§ **The problem**:
Repeat, exactly and completely, the material that follows. Omit the pictures.

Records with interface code
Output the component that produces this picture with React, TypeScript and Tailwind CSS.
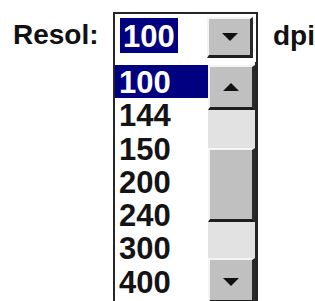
import React from "react";

const items = ["100", "144", "150", "200", "240", "300", "400"];

function Arrow({ up }: { up?: boolean }) {
  return (
    <svg width="16" height="8" viewBox="0 0 16 8" className="block">
      {up ? <polygon points="8,0 16,8 0,8" fill="#111" /> : <polygon points="0,0 16,0 8,8" fill="#111" />}
    </svg>
  );
}

export default function App() {
  return (
    <div
      className="w-[315px] h-[301px] bg-white overflow-hidden flex items-start text-[#111]"
      style={{ fontFamily: '"Liberation Sans", Arial, sans-serif' }}
    >
      <div className="w-[113px] shrink-0 pl-[13px] mt-[19px] text-[28px] leading-[32px] font-bold">Resol:</div>

      <div className="w-[145px] shrink-0 h-[300px] mt-[12px] border-x-2 border-t-2 border-[#262626] flex flex-col">
        {/* combo row */}
        <div className="h-[48px] shrink-0 flex items-start">
          <div className="ml-[5px] mt-[4px] h-[35px] px-[3px] bg-[#000080] text-white text-[31px] leading-[37px] font-bold">
            100
          </div>
          <div className="ml-auto mr-[3px] mt-[3px] w-[46px] h-[41px] bg-[#c0c0c0] border-t-2 border-l-2 border-t-[#f4f4f4] border-l-[#f4f4f4] border-b-[3px] border-r-[3px] border-b-[#1e1e1e] border-r-[#2a2a2a] flex items-center justify-center">
            <Arrow />
          </div>
        </div>

        {/* list */}
        <div className="flex pt-[3px] border-r-[1px] border-[#262626]">
          <div className="w-[93px] shrink-0 flex flex-col">
            {items.map((v, i) => (
              <div
                key={v}
                className={
                  i === 0
                    ? "h-[33.3px] pl-[4px] bg-[#000080] text-white text-[31px] leading-[35px] font-bold"
                    : "h-[33.3px] pl-[4px] text-[#141414] text-[31px] leading-[35px] font-bold"
                }
              >
                {v}
              </div>
            ))}
          </div>
          <div className="flex-1 flex flex-col">
            <div className="h-[45px] bg-[#c0c0c0] border-t-2 border-l-2 border-t-[#f4f4f4] border-l-[#f4f4f4] border-b-[3px] border-r-[3px] border-b-[#1e1e1e] border-r-[#2a2a2a] flex items-center justify-center">
              <Arrow up />
            </div>
            <div className="h-[38px] bg-[#e2e2e2]" />
            <div className="h-[74px] bg-[#c0c0c0] border-t-2 border-l-2 border-t-[#f4f4f4] border-l-[#f4f4f4] border-b-[3px] border-r-[3px] border-b-[#1e1e1e] border-r-[#2a2a2a]" />
            <div className="h-[36px] bg-[#e2e2e2]" />
            <div className="h-[45px] bg-[#c0c0c0] border-t-2 border-l-2 border-t-[#f4f4f4] border-l-[#f4f4f4] border-b-[3px] border-r-[3px] border-b-[#1e1e1e] border-r-[#2a2a2a] flex items-start pt-[18px] justify-center">
              <Arrow />
            </div>
          </div>
        </div>
      </div>

      <div className="ml-[15px] mt-[20px] text-[28px] leading-[32px] font-bold whitespace-nowrap">dpi</div>
    </div>
  );
}
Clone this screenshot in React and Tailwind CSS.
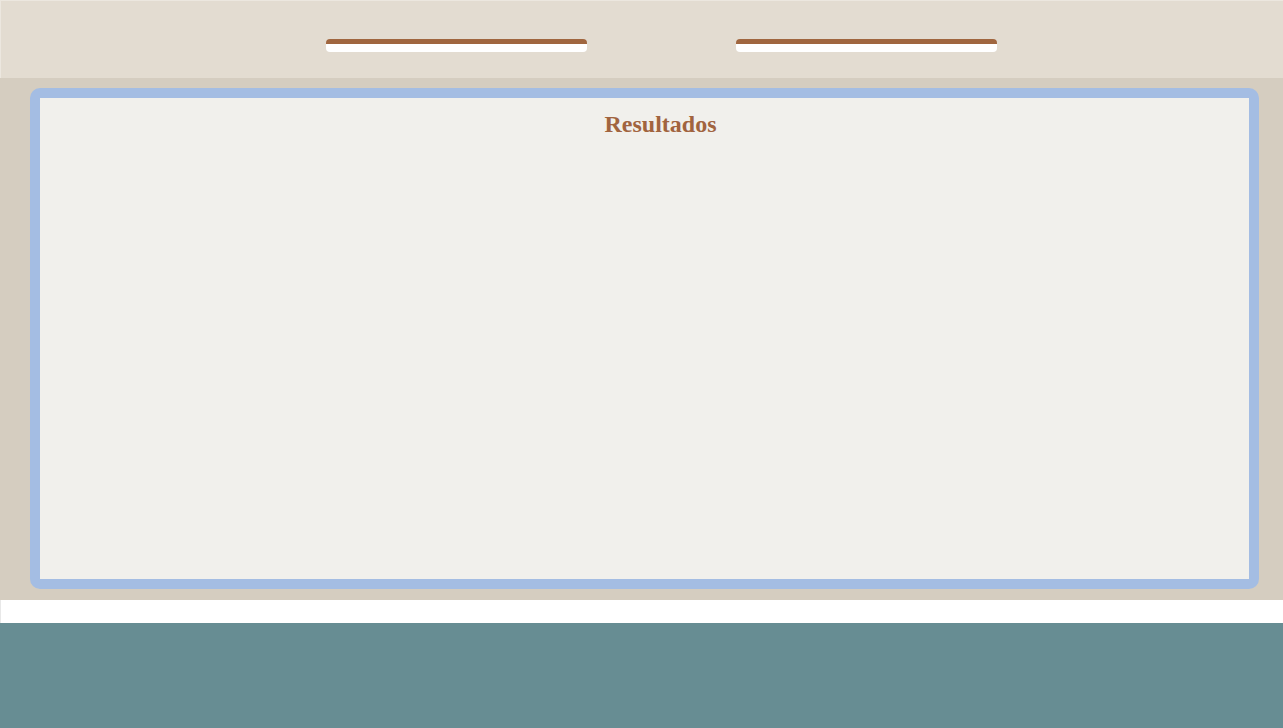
import React from "react";

const SearchBar = () => (
  <div className="w-[261px] h-[13px] rounded-[4px] bg-white border-t-[5px] border-[#a0663f]" />
);

const App = () => {
  return (
    <div className="w-full min-h-[728px] flex flex-col bg-white" style={{ fontFamily: '"Liberation Serif", serif' }}>
      {/* Header */}
      <header className="h-[78px] bg-[#e3dcd1] border-l border-t border-[#ece7df] flex items-start pt-[38px] pl-[325px] gap-[149px]">
        <SearchBar />
        <SearchBar />
      </header>

      {/* Results */}
      <main className="h-[522px] bg-[#d5cdc0] pl-[30px] pr-[24px] pt-[10px] pb-[11px]">
        <section className="h-full rounded-[10px] border-[10px] border-[#a4bde3] bg-[#f1f0ec]">
          <h2 className="flex justify-center pl-[32px] pt-[11px] text-[24px] leading-[30px] font-bold text-[#a1643f]">
            Resultados
          </h2>
        </section>
      </main>

      <div className="h-[23px] bg-white border-l border-[#e8e8e8]" />

      {/* Footer */}
      <footer className="h-[105px] bg-[#678d93]" />
    </div>
  );
};

export default App;
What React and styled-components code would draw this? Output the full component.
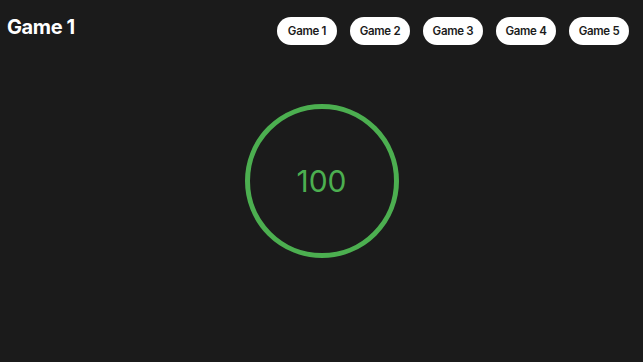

§ **Task answer**:
Output the component that produces this picture with React, TypeScript and Tailwind CSS.
import React from "react";

const items = ["100", "144", "150", "200", "240", "300", "400"];

function Arrow({ up }: { up?: boolean }) {
  return (
    <svg width="16" height="8" viewBox="0 0 16 8" className="block">
      {up ? <polygon points="8,0 16,8 0,8" fill="#111" /> : <polygon points="0,0 16,0 8,8" fill="#111" />}
    </svg>
  );
}

export default function App() {
  return (
    <div
      className="w-[315px] h-[301px] bg-white overflow-hidden flex items-start text-[#111]"
      style={{ fontFamily: '"Liberation Sans", Arial, sans-serif' }}
    >
      <div className="w-[113px] shrink-0 pl-[13px] mt-[19px] text-[28px] leading-[32px] font-bold">Resol:</div>

      <div className="w-[145px] shrink-0 h-[300px] mt-[12px] border-x-2 border-t-2 border-[#262626] flex flex-col">
        {/* combo row */}
        <div className="h-[48px] shrink-0 flex items-start">
          <div className="ml-[5px] mt-[4px] h-[35px] px-[3px] bg-[#000080] text-white text-[31px] leading-[37px] font-bold">
            100
          </div>
          <div className="ml-auto mr-[3px] mt-[3px] w-[46px] h-[41px] bg-[#c0c0c0] border-t-2 border-l-2 border-t-[#f4f4f4] border-l-[#f4f4f4] border-b-[3px] border-r-[3px] border-b-[#1e1e1e] border-r-[#2a2a2a] flex items-center justify-center">
            <Arrow />
          </div>
        </div>

        {/* list */}
        <div className="flex pt-[3px] border-r-[1px] border-[#262626]">
          <div className="w-[93px] shrink-0 flex flex-col">
            {items.map((v, i) => (
              <div
                key={v}
                className={
                  i === 0
                    ? "h-[33.3px] pl-[4px] bg-[#000080] text-white text-[31px] leading-[35px] font-bold"
                    : "h-[33.3px] pl-[4px] text-[#141414] text-[31px] leading-[35px] font-bold"
                }
              >
                {v}
              </div>
            ))}
          </div>
          <div className="flex-1 flex flex-col">
            <div className="h-[45px] bg-[#c0c0c0] border-t-2 border-l-2 border-t-[#f4f4f4] border-l-[#f4f4f4] border-b-[3px] border-r-[3px] border-b-[#1e1e1e] border-r-[#2a2a2a] flex items-center justify-center">
              <Arrow up />
            </div>
            <div className="h-[38px] bg-[#e2e2e2]" />
            <div className="h-[74px] bg-[#c0c0c0] border-t-2 border-l-2 border-t-[#f4f4f4] border-l-[#f4f4f4] border-b-[3px] border-r-[3px] border-b-[#1e1e1e] border-r-[#2a2a2a]" />
            <div className="h-[36px] bg-[#e2e2e2]" />
            <div className="h-[45px] bg-[#c0c0c0] border-t-2 border-l-2 border-t-[#f4f4f4] border-l-[#f4f4f4] border-b-[3px] border-r-[3px] border-b-[#1e1e1e] border-r-[#2a2a2a] flex items-start pt-[18px] justify-center">
              <Arrow />
            </div>
          </div>
        </div>
      </div>

      <div className="ml-[15px] mt-[20px] text-[28px] leading-[32px] font-bold whitespace-nowrap">dpi</div>
    </div>
  );
}
Clone this screenshot in React and Tailwind CSS.
import React from "react";

const SearchBar = () => (
  <div className="w-[261px] h-[13px] rounded-[4px] bg-white border-t-[5px] border-[#a0663f]" />
);

const App = () => {
  return (
    <div className="w-full min-h-[728px] flex flex-col bg-white" style={{ fontFamily: '"Liberation Serif", serif' }}>
      {/* Header */}
      <header className="h-[78px] bg-[#e3dcd1] border-l border-t border-[#ece7df] flex items-start pt-[38px] pl-[325px] gap-[149px]">
        <SearchBar />
        <SearchBar />
      </header>

      {/* Results */}
      <main className="h-[522px] bg-[#d5cdc0] pl-[30px] pr-[24px] pt-[10px] pb-[11px]">
        <section className="h-full rounded-[10px] border-[10px] border-[#a4bde3] bg-[#f1f0ec]">
          <h2 className="flex justify-center pl-[32px] pt-[11px] text-[24px] leading-[30px] font-bold text-[#a1643f]">
            Resultados
          </h2>
        </section>
      </main>

      <div className="h-[23px] bg-white border-l border-[#e8e8e8]" />

      {/* Footer */}
      <footer className="h-[105px] bg-[#678d93]" />
    </div>
  );
};

export default App;
What React and styled-components code would draw this? Output the full component.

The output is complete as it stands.